In the midst of hosting the Olympics, Japan is experiencing a record surge in COVID cases. Two days ago, nearly 10,000 new cases were confirmed, more than any other day since the pandemic began. It’s not entirely clear if the current spike can be totally attributed to the games being hosted in Tokyo, but there’s no doubt that the increased international travel is contributing to the spread of the more transmissible Delta variant.
Given the risk, Japan has been following a policy requiring two week quarantines of international travelers, either in hotels, at home, or a mixture of both. As part of its enforcement, the government has begun a ‘name and shame’ campaign. Now, when individuals refuse to communicate with authorities or abide by the rules—which involve downloading an app with location tracking and keeping it on hand—the government announces the names of the rule-breakers to induce public shame.
Now, all kinds of arguments might be made about whether this is enough to keep people accountable and following the rules, but it is an idea worth taking a closer look at. Essentially, instead of trying to simply punish individuals with the direct force of law, the government has opted to utilize social expectations and social repercussions to change behavior.
And that is a sensible theory in a democracy. In such a political arrangement, there is a constant balancing act between the individual and the community. On the one hand, one of the excellent features of this form of government is that it allows people to shape their communities and live generally as they like. However, democracy can’t function if a society is lacking all community, if it is completely individual, every man for himself.
A democracy is a form of government, but it’s also a social agreement between citizens to live together, tolerate each other, and also work together to some extent to form a better country for each citizen.
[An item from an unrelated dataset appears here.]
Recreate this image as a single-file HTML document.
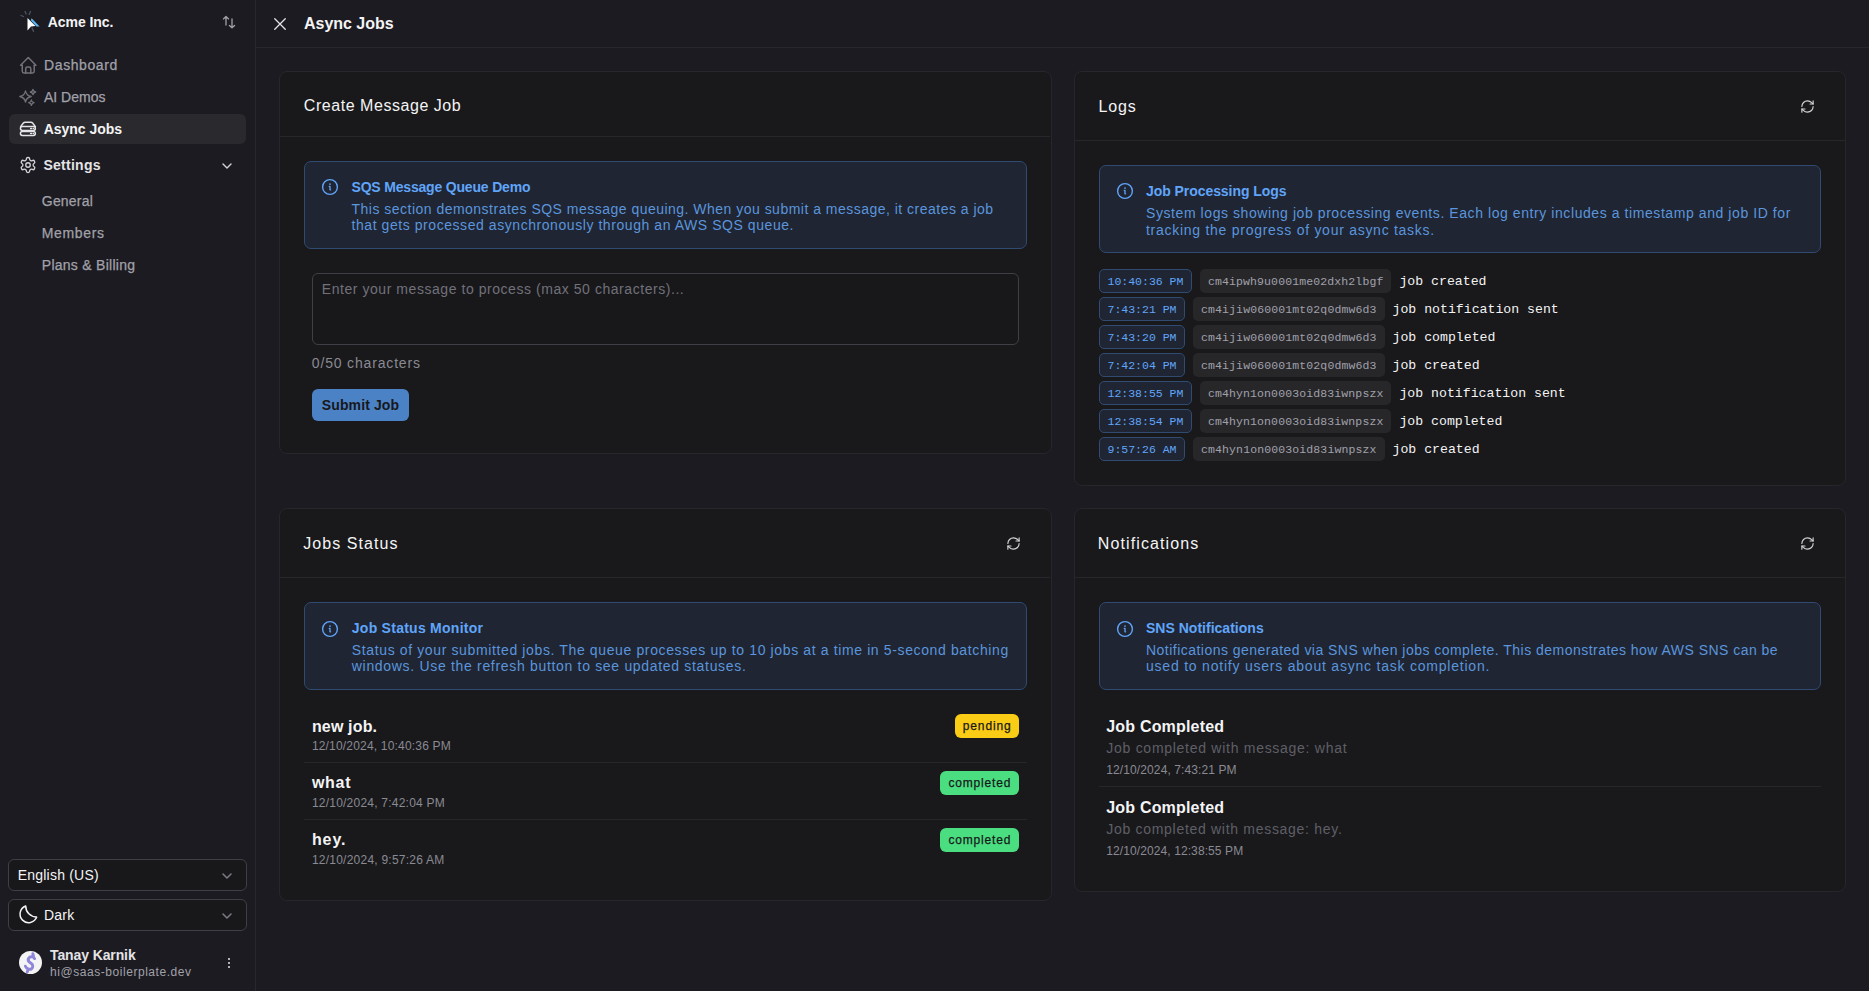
<!DOCTYPE html>
<html><head><meta charset="utf-8"><title>Async Jobs</title>
<style>
*{margin:0;padding:0;box-sizing:border-box}
html,body{width:1869px;height:991px;overflow:hidden;background:#1c1b21;font-family:"Liberation Sans", sans-serif}
.b{position:absolute}
.t{position:absolute;white-space:nowrap;line-height:20px}
.lr{position:absolute;left:1099px;height:24px;display:flex;align-items:center;font-family:"Liberation Mono", monospace;white-space:nowrap}
.ts{height:24px;line-height:24px;padding:0 7.5px;border:1px solid #2f4b72;background:#1f2532;color:#60a5fa;font-size:11.5px;border-radius:5px;letter-spacing:0px}
.jid{height:24px;line-height:26px;padding:0 8px;background:#27272a;color:#a1a1aa;font-size:11.5px;border-radius:5px;margin-left:8px;letter-spacing:0.12px}
.msg{margin-left:8px;color:#f4f4f5;font-size:13.2px;line-height:26px;height:24px}
</style></head><body>
<div class="b" style="left:255px;top:0px;width:1px;height:991px;background:#27272c;border-radius:0px;"></div><div class="b" style="left:256px;top:47px;width:1613px;height:1px;background:#27272c;border-radius:0px;"></div><div class="b" style="left:9px;top:114px;width:237px;height:30px;background:#2a2a2e;border-radius:6px;"></div><div class="b" style="left:8px;top:859px;width:239px;height:32px;background:#18181b;border:1px solid #3f3f46;border-radius:6px;"></div><div class="b" style="left:8px;top:899px;width:239px;height:32px;background:#18181b;border:1px solid #3f3f46;border-radius:6px;"></div><div class="b" style="left:279px;top:71px;width:773px;height:383px;background:#19191c;border:1px solid #26262b;border-radius:8px;"></div><div class="b" style="left:1074px;top:71px;width:772px;height:415px;background:#19191c;border:1px solid #26262b;border-radius:8px;"></div><div class="b" style="left:279px;top:508px;width:773px;height:393px;background:#19191c;border:1px solid #26262b;border-radius:8px;"></div><div class="b" style="left:1074px;top:508px;width:772px;height:384px;background:#19191c;border:1px solid #26262b;border-radius:8px;"></div><div class="b" style="left:280px;top:136px;width:770px;height:1px;background:#26262b;border-radius:0px;"></div><div class="b" style="left:1075px;top:140px;width:770px;height:1px;background:#26262b;border-radius:0px;"></div><div class="b" style="left:280px;top:577px;width:770px;height:1px;background:#26262b;border-radius:0px;"></div><div class="b" style="left:1075px;top:577px;width:770px;height:1px;background:#26262b;border-radius:0px;"></div><div class="b" style="left:304px;top:161px;width:723px;height:88px;background:#1f2532;border:1px solid #2f4b72;border-radius:7px;"></div><div class="b" style="left:1099px;top:165px;width:722px;height:88px;background:#1f2532;border:1px solid #2f4b72;border-radius:7px;"></div><div class="b" style="left:304px;top:602px;width:723px;height:88px;background:#1f2532;border:1px solid #2f4b72;border-radius:7px;"></div><div class="b" style="left:1099px;top:602px;width:722px;height:88px;background:#1f2532;border:1px solid #2f4b72;border-radius:7px;"></div><div class="b" style="left:312px;top:273px;width:707px;height:72px;background:#18181b;border:1px solid #3f3f46;border-radius:6px;"></div><div class="b" style="left:312px;top:389px;width:97px;height:32px;background:#4b82c6;border-radius:6px;"></div><div class="b" style="left:304px;top:762px;width:723px;height:1px;background:#27272a;border-radius:0px;"></div><div class="b" style="left:304px;top:819px;width:723px;height:1px;background:#27272a;border-radius:0px;"></div><div class="b" style="left:955px;top:714px;width:64px;height:24px;background:#facc15;border-radius:6px;"></div><div class="b" style="left:940px;top:771px;width:79px;height:24px;background:#4ade80;border-radius:6px;"></div><div class="b" style="left:940px;top:828px;width:79px;height:24px;background:#4ade80;border-radius:6px;"></div><div class="b" style="left:1099px;top:786px;width:722px;height:1px;background:#27272a;border-radius:0px;"></div><div class="lr" style="top:269px"><span class="ts">10:40:36 PM</span><span class="jid">cm4ipwh9u0001me02dxh2lbgf</span><span class="msg">job created</span></div><div class="lr" style="top:297px"><span class="ts">7:43:21 PM</span><span class="jid">cm4ijiw060001mt02q0dmw6d3</span><span class="msg">job notification sent</span></div><div class="lr" style="top:325px"><span class="ts">7:43:20 PM</span><span class="jid">cm4ijiw060001mt02q0dmw6d3</span><span class="msg">job completed</span></div><div class="lr" style="top:353px"><span class="ts">7:42:04 PM</span><span class="jid">cm4ijiw060001mt02q0dmw6d3</span><span class="msg">job created</span></div><div class="lr" style="top:381px"><span class="ts">12:38:55 PM</span><span class="jid">cm4hyn1on0003oid83iwnpszx</span><span class="msg">job notification sent</span></div><div class="lr" style="top:409px"><span class="ts">12:38:54 PM</span><span class="jid">cm4hyn1on0003oid83iwnpszx</span><span class="msg">job completed</span></div><div class="lr" style="top:437px"><span class="ts">9:57:26 AM</span><span class="jid">cm4hyn1on0003oid83iwnpszx</span><span class="msg">job created</span></div><svg style="position:absolute;left:15px;top:5px;width:30px;height:30px" viewBox="0 0 30 30"><g stroke="#4b5563" stroke-width="1.3" stroke-linecap="round"><line x1="6" y1="10.5" x2="8.5" y2="11.5"/><line x1="10" y1="6.5" x2="11.2" y2="9"/><line x1="15.5" y1="6.5" x2="14.2" y2="9.5"/><line x1="17" y1="23" x2="18.6" y2="26.5"/></g><path d="M12.5 13 L12.5 25.5 L16 21.5 L20.5 21 Z" fill="#ffffff"/><path d="M16.6 13.3 L24.6 21.6 L21.5 21.6 L15.8 15.2 Z" fill="#5ab8f5"/></svg><svg style="position:absolute;left:219px;top:13px;width:18px;height:18px;" viewBox="0 0 18 18" fill="none" stroke="#a1a1aa" stroke-width="1.3" stroke-linecap="round" stroke-linejoin="round"><path d="M7 3.8v8.2M4.4 5.9 7 3.5l2.6 2.4"/><path d="M13 6v8.4M10.4 12.4 13 14.8l2.6-2.4"/></svg><svg style="position:absolute;left:17.75px;top:54.85px;width:20.5px;height:20.5px;" viewBox="0 0 24 24" fill="none" stroke="#71717a" stroke-width="1.75" stroke-linecap="round" stroke-linejoin="round"><path d="M5 12l-2 0l9 -9l9 9l-2 0"/><path d="M5 12v7a2 2 0 0 0 2 2h10a2 2 0 0 0 2 -2v-7"/><path d="M9 21v-5a2 2 0 0 1 2 -2h2a2 2 0 0 1 2 2v5"/></svg><svg style="position:absolute;left:18px;top:86px;width:20px;height:20px;" viewBox="0 0 20 20" fill="none" stroke="#71717a" stroke-width="1.3" stroke-linecap="round" stroke-linejoin="round"><path d="M7.5 4.8Q8.4 9.6 13.2 10.5Q8.4 11.4 7.5 16.2Q6.6 11.4 1.8 10.5Q6.6 9.6 7.5 4.8Z"/><path d="M15 3.3Q15.4 5.6 17.7 6Q15.4 6.4 15 8.7Q14.6 6.4 12.3 6Q14.6 5.6 15 3.3Z"/><path d="M13.4 14Q13.8 16.3 16.1 16.7Q13.8 17.1 13.4 19.4Q13 17.1 10.7 16.7Q13 16.3 13.4 14Z"/></svg><svg style="position:absolute;left:16px;top:116px;width:24px;height:26px;" viewBox="0 0 24 26" fill="none" stroke="#e4e4e7" stroke-width="1.5" stroke-linecap="round" stroke-linejoin="round"><path d="M4.6 10.6 7.4 7Q8 6.25 9.1 6.25H14.9Q16 6.25 16.6 7L19.4 10.6"/><rect x="4.45" y="10.55" width="14.9" height="3.9" rx="1.9"/><rect x="4.45" y="15.45" width="14.9" height="4" rx="1.9"/><path d="M14.6 12.5h.9M17.3 12.5h.2M14.6 17.45h.9M17.3 17.45h.2"/></svg><svg style="position:absolute;left:19px;top:156.2px;width:18px;height:18px;" viewBox="0 0 24 24" fill="none" stroke="#d4d4d8" stroke-width="1.75" stroke-linecap="round" stroke-linejoin="round"><path d="M12.22 2h-.44a2 2 0 0 0-2 2v.18a2 2 0 0 1-1 1.73l-.43.25a2 2 0 0 1-2 0l-.15-.08a2 2 0 0 0-2.73.73l-.22.38a2 2 0 0 0 .73 2.73l.15.1a2 2 0 0 1 1 1.72v.51a2 2 0 0 1-1 1.74l-.15.09a2 2 0 0 0-.73 2.73l.22.38a2 2 0 0 0 2.73.73l.15-.08a2 2 0 0 1 2 0l.43.25a2 2 0 0 1 1 1.73V20a2 2 0 0 0 2 2h.44a2 2 0 0 0 2-2v-.18a2 2 0 0 1 1-1.73l.43-.25a2 2 0 0 1 2 0l.15.08a2 2 0 0 0 2.73-.73l.22-.39a2 2 0 0 0-.73-2.73l-.15-.08a2 2 0 0 1-1-1.74v-.5a2 2 0 0 1 1-1.74l.15-.09a2 2 0 0 0 .73-2.73l-.22-.38a2 2 0 0 0-2.73-.73l-.15.08a2 2 0 0 1-2 0l-.43-.25a2 2 0 0 1-1-1.73V4a2 2 0 0 0-2-2z"/><circle cx="12" cy="12" r="3"/></svg><svg style="position:absolute;left:219px;top:158px;width:16px;height:16px;" viewBox="0 0 16 16" fill="none" stroke="#d4d4d8" stroke-width="1.4" stroke-linecap="round" stroke-linejoin="round"><path d="m4 6 4 4 4-4"/></svg><svg style="position:absolute;left:219px;top:868px;width:16px;height:16px;" viewBox="0 0 16 16" fill="none" stroke="#7a7a82" stroke-width="1.6" stroke-linecap="round" stroke-linejoin="round"><path d="m4 6 4 4 4-4"/></svg><svg style="position:absolute;left:219px;top:908px;width:16px;height:16px;" viewBox="0 0 16 16" fill="none" stroke="#7a7a82" stroke-width="1.6" stroke-linecap="round" stroke-linejoin="round"><path d="m4 6 4 4 4-4"/></svg><svg style="position:absolute;left:14px;top:900px;width:30px;height:30px;" viewBox="0 0 30 30" fill="none" stroke="#f4f4f5" stroke-width="1.5" stroke-linecap="round" stroke-linejoin="round"><path d="M11.7 6A8.6 8.6 0 1 0 22.7 17.1A11 11 0 0 1 11.7 6Z"/></svg><div class="b" style="left:18.5px;top:951px;width:23px;height:23px;border-radius:50%;background:#f4f4f5"></div><svg style="position:absolute;left:12px;top:945px;width:36px;height:36px;" viewBox="0 0 36 36" fill="none" stroke="#8e86d8" stroke-width="2.9" stroke-linecap="round" stroke-linejoin="round"><path d="M22.6 13.6C21.6 11.3 17.8 11.2 16.5 13.4C15.3 15.7 17.3 17.3 19 18.3C21.1 19.5 21.4 22.4 19.6 23.7C17.6 25.1 14.5 23.8 13.4 21.2M20.8 8.7L21.5 11M15.9 24.6L15.3 26.9"/></svg><div class="b" style="left:227.5px;top:957.5px;width:2.2px;height:2.2px;border-radius:50%;background:#e4e4e7"></div><div class="b" style="left:227.5px;top:961.8px;width:2.2px;height:2.2px;border-radius:50%;background:#e4e4e7"></div><div class="b" style="left:227.5px;top:966px;width:2.2px;height:2.2px;border-radius:50%;background:#e4e4e7"></div><svg style="position:absolute;left:272px;top:16px;width:16px;height:16px;" viewBox="0 0 16 16" fill="none" stroke="#e4e4e7" stroke-width="1.3" stroke-linecap="round" stroke-linejoin="round"><path d="M2.75 2.75l10.5 10.5M13.25 2.75 2.75 13.25"/></svg><svg style="position:absolute;left:321px;top:178.3px;width:18px;height:18px;" viewBox="0 0 18 18" fill="none" stroke="#60a5fa" stroke-width="1.4" stroke-linecap="round" stroke-linejoin="round"><circle cx="9" cy="9" r="7.4"/><path d="M8.3 8.4h.7v3.4h.6" stroke-width="1.3"/><path d="M9 6.1h.01" stroke-width="1.7"/></svg><svg style="position:absolute;left:1116px;top:182px;width:18px;height:18px;" viewBox="0 0 18 18" fill="none" stroke="#60a5fa" stroke-width="1.4" stroke-linecap="round" stroke-linejoin="round"><circle cx="9" cy="9" r="7.4"/><path d="M8.3 8.4h.7v3.4h.6" stroke-width="1.3"/><path d="M9 6.1h.01" stroke-width="1.7"/></svg><svg style="position:absolute;left:321px;top:619.5px;width:18px;height:18px;" viewBox="0 0 18 18" fill="none" stroke="#60a5fa" stroke-width="1.4" stroke-linecap="round" stroke-linejoin="round"><circle cx="9" cy="9" r="7.4"/><path d="M8.3 8.4h.7v3.4h.6" stroke-width="1.3"/><path d="M9 6.1h.01" stroke-width="1.7"/></svg><svg style="position:absolute;left:1116px;top:619.5px;width:18px;height:18px;" viewBox="0 0 18 18" fill="none" stroke="#60a5fa" stroke-width="1.4" stroke-linecap="round" stroke-linejoin="round"><circle cx="9" cy="9" r="7.4"/><path d="M8.3 8.4h.7v3.4h.6" stroke-width="1.3"/><path d="M9 6.1h.01" stroke-width="1.7"/></svg><svg style="position:absolute;left:1799.5px;top:98.5px;width:15px;height:15px;" viewBox="0 0 24 24" fill="none" stroke="#d4d4d8" stroke-width="1.8" stroke-linecap="round" stroke-linejoin="round"><path d="M3 12a9 9 0 0 1 9-9 9.75 9.75 0 0 1 6.74 2.74L21 8"/><path d="M21 3v5h-5"/><path d="M21 12a9 9 0 0 1-9 9 9.75 9.75 0 0 1-6.74-2.74L3 16"/><path d="M8 16H3v5"/></svg><svg style="position:absolute;left:1005.5px;top:535.8px;width:15px;height:15px;" viewBox="0 0 24 24" fill="none" stroke="#d4d4d8" stroke-width="1.8" stroke-linecap="round" stroke-linejoin="round"><path d="M3 12a9 9 0 0 1 9-9 9.75 9.75 0 0 1 6.74 2.74L21 8"/><path d="M21 3v5h-5"/><path d="M21 12a9 9 0 0 1-9 9 9.75 9.75 0 0 1-6.74-2.74L3 16"/><path d="M8 16H3v5"/></svg><svg style="position:absolute;left:1799.5px;top:535.8px;width:15px;height:15px;" viewBox="0 0 24 24" fill="none" stroke="#d4d4d8" stroke-width="1.8" stroke-linecap="round" stroke-linejoin="round"><path d="M3 12a9 9 0 0 1 9-9 9.75 9.75 0 0 1 6.74 2.74L21 8"/><path d="M21 3v5h-5"/><path d="M21 12a9 9 0 0 1-9 9 9.75 9.75 0 0 1-6.74-2.74L3 16"/><path d="M8 16H3v5"/></svg><div class="t" id="t_acme" style="left:47.80px;top:12.45px;font-size:14px;font-weight:700;color:#f4f4f5;letter-spacing:-0.058px;">Acme Inc.</div><div class="t" id="t_dash" style="left:44.10px;top:55.35px;font-size:14px;font-weight:500;color:#a1a1aa;letter-spacing:0.585px;-webkit-text-stroke:0.25px #a1a1aa">Dashboard</div><div class="t" id="t_aidemo" style="left:43.90px;top:86.85px;font-size:14px;font-weight:500;color:#a1a1aa;letter-spacing:0.016px;-webkit-text-stroke:0.25px #a1a1aa">AI Demos</div><div class="t" id="t_async" style="left:43.70px;top:119.35px;font-size:14px;font-weight:700;color:#f4f4f5;letter-spacing:-0.013px;">Async Jobs</div><div class="t" id="t_settings" style="left:43.50px;top:155.15px;font-size:14px;font-weight:700;color:#e4e4e7;letter-spacing:0.248px;">Settings</div><div class="t" id="t_general" style="left:41.80px;top:190.95px;font-size:14px;font-weight:500;color:#a1a1aa;letter-spacing:0.194px;-webkit-text-stroke:0.25px #a1a1aa">General</div><div class="t" id="t_members" style="left:41.80px;top:223.15px;font-size:14px;font-weight:500;color:#a1a1aa;letter-spacing:0.655px;-webkit-text-stroke:0.25px #a1a1aa">Members</div><div class="t" id="t_plans" style="left:41.80px;top:255.15px;font-size:14px;font-weight:500;color:#a1a1aa;letter-spacing:0.263px;-webkit-text-stroke:0.25px #a1a1aa">Plans &amp; Billing</div><div class="t" id="t_english" style="left:17.70px;top:865.05px;font-size:14px;font-weight:400;color:#f4f4f5;letter-spacing:0.218px;">English (US)</div><div class="t" id="t_dark" style="left:43.90px;top:905.15px;font-size:14px;font-weight:400;color:#f4f4f5;letter-spacing:0.236px;">Dark</div><div class="t" id="t_tanay" style="left:50.00px;top:944.95px;font-size:14px;font-weight:700;color:#e4e4e7;letter-spacing:-0.111px;">Tanay Karnik</div><div class="t" id="t_email" style="left:50.00px;top:962.44px;font-size:12px;font-weight:400;color:#a1a1aa;letter-spacing:0.551px;">hi@saas-boilerplate.dev</div><div class="t" id="t_hdr" style="left:304.00px;top:13.75px;font-size:16px;font-weight:700;color:#f4f4f5;letter-spacing:-0.022px;">Async Jobs</div><div class="t" id="t_c1title" style="left:303.80px;top:95.85px;font-size:16px;font-weight:400;color:#f4f4f5;letter-spacing:0.546px;">Create Message Job</div><div class="t" id="t_a1title" style="left:351.50px;top:176.75px;font-size:14px;font-weight:700;color:#60a5fa;letter-spacing:-0.184px;">SQS Message Queue Demo</div><div class="t" id="t_a1l1" style="left:351.50px;top:199.15px;font-size:14px;font-weight:400;color:#5b95dd;letter-spacing:0.485px;">This section demonstrates SQS message queuing. When you submit a message, it creates a job</div><div class="t" id="t_a1l2" style="left:351.50px;top:215.15px;font-size:14px;font-weight:400;color:#5b95dd;letter-spacing:0.562px;">that gets processed asynchronously through an AWS SQS queue.</div><div class="t" id="t_ph" style="left:321.80px;top:279.45px;font-size:14px;font-weight:400;color:#71717a;letter-spacing:0.552px;">Enter your message to process (max 50 characters)...</div><div class="t" id="t_chars" style="left:311.80px;top:353.15px;font-size:14px;font-weight:400;color:#8a8a92;letter-spacing:0.834px;">0/50 characters</div><div class="t" id="t_submit" style="left:321.80px;top:395.15px;font-size:14px;font-weight:700;color:#18181b;letter-spacing:0.117px;">Submit Job</div><div class="t" id="t_c2title" style="left:1098.40px;top:96.85px;font-size:16px;font-weight:400;color:#f4f4f5;letter-spacing:0.872px;">Logs</div><div class="t" id="t_a2title" style="left:1146.00px;top:180.65px;font-size:14px;font-weight:700;color:#60a5fa;letter-spacing:-0.062px;">Job Processing Logs</div><div class="t" id="t_a2l1" style="left:1146.00px;top:203.15px;font-size:14px;font-weight:400;color:#5b95dd;letter-spacing:0.575px;">System logs showing job processing events. Each log entry includes a timestamp and job ID for</div><div class="t" id="t_a2l2" style="left:1146.00px;top:219.65px;font-size:14px;font-weight:400;color:#5b95dd;letter-spacing:0.728px;">tracking the progress of your async tasks.</div><div class="t" id="t_c3title" style="left:303.30px;top:533.95px;font-size:16px;font-weight:400;color:#f4f4f5;letter-spacing:1.051px;">Jobs Status</div><div class="t" id="t_a3title" style="left:351.80px;top:617.75px;font-size:14px;font-weight:700;color:#60a5fa;letter-spacing:0.259px;">Job Status Monitor</div><div class="t" id="t_a3l1" style="left:351.80px;top:640.15px;font-size:14px;font-weight:400;color:#5b95dd;letter-spacing:0.628px;">Status of your submitted jobs. The queue processes up to 10 jobs at a time in 5-second batching</div><div class="t" id="t_a3l2" style="left:351.80px;top:656.35px;font-size:14px;font-weight:400;color:#5b95dd;letter-spacing:0.684px;">windows. Use the refresh button to see updated statuses.</div><div class="t" id="t_job0" style="left:311.90px;top:716.75px;font-size:16px;font-weight:700;color:#f4f4f5;letter-spacing:0.160px;">new job.</div><div class="t" id="t_jobd0" style="left:311.90px;top:735.84px;font-size:12px;font-weight:400;color:#8a8a92;letter-spacing:0.184px;">12/10/2024, 10:40:36 PM</div><div class="t" id="t_job1" style="left:311.90px;top:773.45px;font-size:16px;font-weight:700;color:#f4f4f5;letter-spacing:0.724px;">what</div><div class="t" id="t_jobd1" style="left:311.90px;top:792.64px;font-size:12px;font-weight:400;color:#8a8a92;letter-spacing:0.225px;">12/10/2024, 7:42:04 PM</div><div class="t" id="t_job2" style="left:311.90px;top:830.45px;font-size:16px;font-weight:700;color:#f4f4f5;letter-spacing:0.927px;">hey.</div><div class="t" id="t_jobd2" style="left:311.90px;top:849.84px;font-size:12px;font-weight:400;color:#8a8a92;letter-spacing:0.234px;">12/10/2024, 9:57:26 AM</div><div class="t" id="t_c4title" style="left:1097.80px;top:533.95px;font-size:16px;font-weight:400;color:#f4f4f5;letter-spacing:1.106px;">Notifications</div><div class="t" id="t_a4title" style="left:1146.00px;top:617.75px;font-size:14px;font-weight:700;color:#60a5fa;letter-spacing:0.013px;">SNS Notifications</div><div class="t" id="t_a4l1" style="left:1146.00px;top:640.15px;font-size:14px;font-weight:400;color:#5b95dd;letter-spacing:0.471px;">Notifications generated via SNS when jobs complete. This demonstrates how AWS SNS can be</div><div class="t" id="t_a4l2" style="left:1146.00px;top:656.35px;font-size:14px;font-weight:400;color:#5b95dd;letter-spacing:0.782px;">used to notify users about async task completion.</div><div class="t" id="t_nt0" style="left:1106.30px;top:716.65px;font-size:16px;font-weight:700;color:#f4f4f5;letter-spacing:0.179px;">Job Completed</div><div class="t" id="t_nm0" style="left:1106.30px;top:738.35px;font-size:14px;font-weight:400;color:#5f5f66;letter-spacing:0.722px;">Job completed with message: what</div><div class="t" id="t_nd0" style="left:1106.30px;top:759.94px;font-size:12px;font-weight:400;color:#8a8a92;letter-spacing:0.106px;">12/10/2024, 7:43:21 PM</div><div class="t" id="t_nt1" style="left:1106.30px;top:797.65px;font-size:16px;font-weight:700;color:#f4f4f5;letter-spacing:0.179px;">Job Completed</div><div class="t" id="t_nm1" style="left:1106.30px;top:818.95px;font-size:14px;font-weight:400;color:#5f5f66;letter-spacing:0.701px;">Job completed with message: hey.</div><div class="t" id="t_nd1" style="left:1106.30px;top:841.04px;font-size:12px;font-weight:400;color:#8a8a92;letter-spacing:0.094px;">12/10/2024, 12:38:55 PM</div><div class="t" id="t_b0" style="left:962.80px;top:715.84px;font-size:12px;font-weight:500;color:#18181b;letter-spacing:0.855px;-webkit-text-stroke:0.25px #18181b">pending</div><div class="t" id="t_b1" style="left:948.50px;top:772.84px;font-size:12px;font-weight:500;color:#18181b;letter-spacing:0.809px;-webkit-text-stroke:0.25px #18181b">completed</div><div class="t" id="t_b2" style="left:948.50px;top:829.84px;font-size:12px;font-weight:500;color:#18181b;letter-spacing:0.809px;-webkit-text-stroke:0.25px #18181b">completed</div>
</body></html>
When you have no community, no sense of social commitment to fellow citizens, people are likely to live more carelessly, with less regard for how they might hurt other citizens. Of course, not all social agreements are prohibitive. Many are simply expectations to help each other out when needed, but rules about what one can’t or shouldn’t do are especially important in today’s pandemic when decisions with big social impacts might easily be mistaken for merely individual preferences.
In America, our criminal justice system largely fails to recognize the importance of community, and perhaps the model of communal scolding that Japan has adopted has lessons for us. Our system is built in part upon a Protestant foundation, which holds that wrong-doing is an individual sin in need of punishment. We often say we send people to prison ‘to pay a debt to society.’ While we claim that our system is focused on the violation of social agreements, American prisons have rarely, if ever, been in the business of rehabilitation: changing behavior through social consequence. Instead, we aim almost exclusively to make people suffer for their wrong-doings, as removed as possible from society.
When released from prison in America, one is regularly treated as an outsider. Jobs are harder to acquire. The stigma can be disabling, and returns to prison are far too common, at a rate of around 50 percent.
Japan’s policy is certainly not a perfect substitute for all crimes, especially violent ones, but it points to an important idea. To build community in a democratic society, communities must have some power to ‘police’ themselves, so to speak. Violations of social agreements must come with social consequences that allow a society to form its expectations and teach them through social interactions. At the end of the day, we aren’t really improving our communities by simply removing people who make mistakes and destroying their potential to better themselves and their surroundings. We are only limiting the potential of our communities and our fellow citizens. It’s worth thinking about how we can do better.